La fiaba di Baba Jagà


La più famosa tra i cattivi delle fiabe della mitologia slava è la cannibale Baba Jagà. Ancora oggi i genitori spaventano i bambini disobbedienti, minacciando l’arrivo di questa vecchia strega, che se li porterà via nella sua isba, li metterà nella stufa e dopo averli ben cotti, se li papperà.
All’inizio Baba Jagà era una specie di traghettatrice tra il mondo dei morti e quello dei vivi e la sua figura si associava all’eredità degli antenati. E a questo rimanda la sua principale caratteristica: vive in una piccola isba che si regge su zampe di gallina. Da dove proviene una simile bizzarra costruzione? Quando gli antichi slavi seppellivano i morti, preparavano per il defunto una piccola casetta simbolica, posta su alti ceppi, i quali in qualche modo, effettivamente ricordavano delle zampe di gallina.
Baba Jagà viveva dunque nel rifugio dei morti. E in quanto custode dell’esperienza terrena degli avi, celebrava il rito di iniziazione dei ragazzi alla guerra, e questo rituale prevedeva dure prove fisiche e punizioni corporali.
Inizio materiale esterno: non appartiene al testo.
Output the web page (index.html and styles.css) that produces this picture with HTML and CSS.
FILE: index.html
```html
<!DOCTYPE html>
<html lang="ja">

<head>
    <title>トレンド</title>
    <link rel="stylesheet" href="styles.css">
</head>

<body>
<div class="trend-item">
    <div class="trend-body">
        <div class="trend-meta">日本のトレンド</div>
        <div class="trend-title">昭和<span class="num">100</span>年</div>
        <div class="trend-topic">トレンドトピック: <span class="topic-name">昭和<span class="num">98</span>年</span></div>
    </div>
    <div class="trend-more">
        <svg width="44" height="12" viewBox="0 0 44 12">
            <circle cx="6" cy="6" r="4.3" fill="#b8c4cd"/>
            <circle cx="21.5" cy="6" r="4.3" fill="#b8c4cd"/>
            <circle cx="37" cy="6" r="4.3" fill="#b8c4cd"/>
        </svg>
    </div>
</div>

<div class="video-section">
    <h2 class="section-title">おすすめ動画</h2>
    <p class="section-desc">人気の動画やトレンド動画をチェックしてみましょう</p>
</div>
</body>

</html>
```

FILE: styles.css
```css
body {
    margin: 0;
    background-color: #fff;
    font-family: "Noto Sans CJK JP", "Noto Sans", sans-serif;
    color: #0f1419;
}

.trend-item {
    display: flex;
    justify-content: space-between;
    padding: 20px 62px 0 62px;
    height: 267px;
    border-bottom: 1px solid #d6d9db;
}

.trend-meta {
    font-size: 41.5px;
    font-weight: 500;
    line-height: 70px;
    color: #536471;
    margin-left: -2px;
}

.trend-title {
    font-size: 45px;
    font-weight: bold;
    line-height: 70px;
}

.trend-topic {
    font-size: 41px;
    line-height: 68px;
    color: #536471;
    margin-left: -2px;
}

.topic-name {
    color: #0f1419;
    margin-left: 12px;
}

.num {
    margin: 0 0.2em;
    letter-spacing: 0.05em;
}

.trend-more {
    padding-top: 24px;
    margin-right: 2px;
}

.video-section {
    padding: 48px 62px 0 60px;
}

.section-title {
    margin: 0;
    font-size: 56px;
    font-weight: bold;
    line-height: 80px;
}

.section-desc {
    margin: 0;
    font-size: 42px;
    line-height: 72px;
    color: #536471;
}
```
Proprio per questo, nell’antichità, temevano Baba Jagà sia i ragazzini, sia le loro madri. Ma era solo dopo questo rito che i giovani diventavano veri uomini, fatti e finiti.
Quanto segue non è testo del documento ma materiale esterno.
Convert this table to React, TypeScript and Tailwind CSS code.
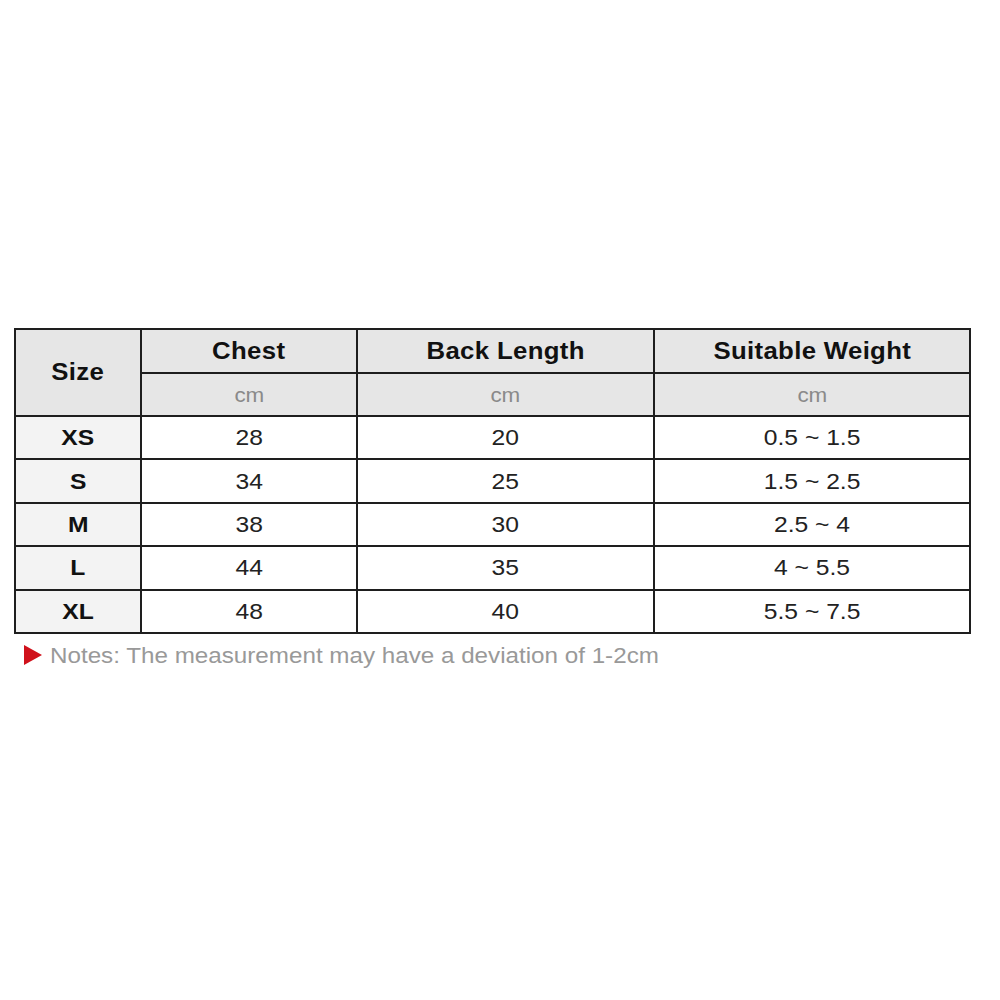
const rows = [
  { size: "XS", chest: "28", back: "20", weight: "0.5 ~ 1.5" },
  { size: "S", chest: "34", back: "25", weight: "1.5 ~ 2.5" },
  { size: "M", chest: "38", back: "30", weight: "2.5 ~ 4" },
  { size: "L", chest: "44", back: "35", weight: "4 ~ 5.5" },
  { size: "XL", chest: "48", back: "40", weight: "5.5 ~ 7.5" },
];

const cell = "border-2 border-[#1e1e1e]";

// glyphs in the picture are a bit wider than Liberation Sans
function Wide({ children }: { children: React.ReactNode }) {
  return <span className="inline-block scale-x-[1.12]">{children}</span>;
}

export default function App() {
  return (
    <div className="min-h-screen w-[1000px] bg-white pt-[328px] pl-[14px] font-['Liberation_Sans',Arial,sans-serif]">
      <table className="w-[957px] table-fixed border-collapse border-2 border-[#1e1e1e] text-center text-[#222]">
        <colgroup>
          <col className="w-[126px]" />
          <col className="w-[216px]" />
          <col className="w-[297px]" />
          <col />
        </colgroup>
        <thead>
          <tr className="h-[44px] bg-[#e6e6e6] text-[23px] font-bold tracking-[0.3px] text-[#111]">
            <th rowSpan={2} className={cell}><Wide>Size</Wide></th>
            <th className={cell}><Wide>Chest</Wide></th>
            <th className={cell}><Wide>Back Length</Wide></th>
            <th className={cell}><Wide>Suitable Weight</Wide></th>
          </tr>
          <tr className="h-[43px] bg-[#e6e6e6] text-[20px] text-[#8a8a8a]">
            <td className={cell}><Wide>cm</Wide></td>
            <td className={cell}><Wide>cm</Wide></td>
            <td className={cell}><Wide>cm</Wide></td>
          </tr>
        </thead>
        <tbody>
          {rows.map((r) => (
            <tr key={r.size} className="h-[43.4px] text-[22px]">
              <td className={`${cell} bg-[#f3f3f3] font-bold text-[#111]`}><Wide>{r.size}</Wide></td>
              <td className={cell}><Wide>{r.chest}</Wide></td>
              <td className={cell}><Wide>{r.back}</Wide></td>
              <td className={cell}><Wide>{r.weight}</Wide></td>
            </tr>
          ))}
        </tbody>
      </table>
      <div className="mt-[5px] flex items-center gap-[8px] pl-[10px] text-[22px] text-[#999]">
        <svg width="18" height="20" viewBox="0 0 18 20">
          <polygon points="0,0 18,10 0,20" fill="#d0111b" />
        </svg>
        <span className="inline-block origin-left scale-x-[1.1] whitespace-nowrap">
          Notes: The measurement may have a deviation of 1-2cm
        </span>
      </div>
    </div>
  );
}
In tutte le fiabe russe i giovanotti si imbattono in Baba Jagà, dopo essere partiti alla ricerca della loro fidanzata rapita, e se riescono a sfuggire alla morte e a superare tutte le prove imposte dalla maliarda, allora lei dà loro saggi consigli, su come riavere indietro l’amata scomparsa.
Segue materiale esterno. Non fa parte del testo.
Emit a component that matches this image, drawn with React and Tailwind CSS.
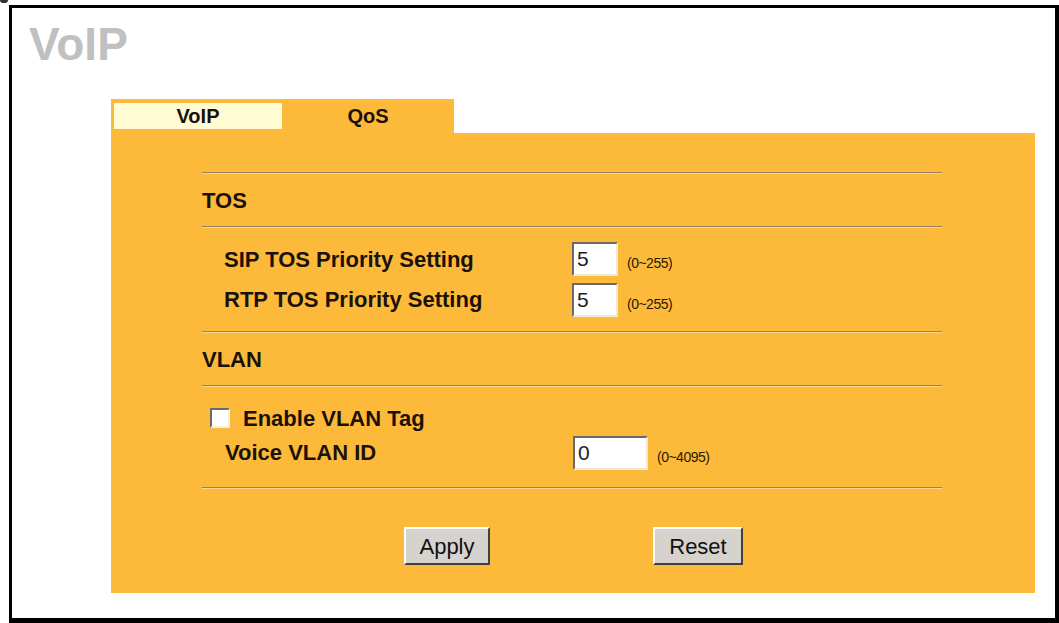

Fattucchiera e cannibale, Baba Jagà è invece diventata solo su influenza della religione cristiana (la conversione al cristianesimo della Rus’ di Kiev si fa convenzionalmente risalire al 988), i cui predicatori, con grande impegno, cercarono di cancellare dalla mente degli slavi ogni immagine positiva legata alla antica custode della stirpe. Ma, pur avendo mutato ruolo, non ha smesso di essere estremamente spaventosa!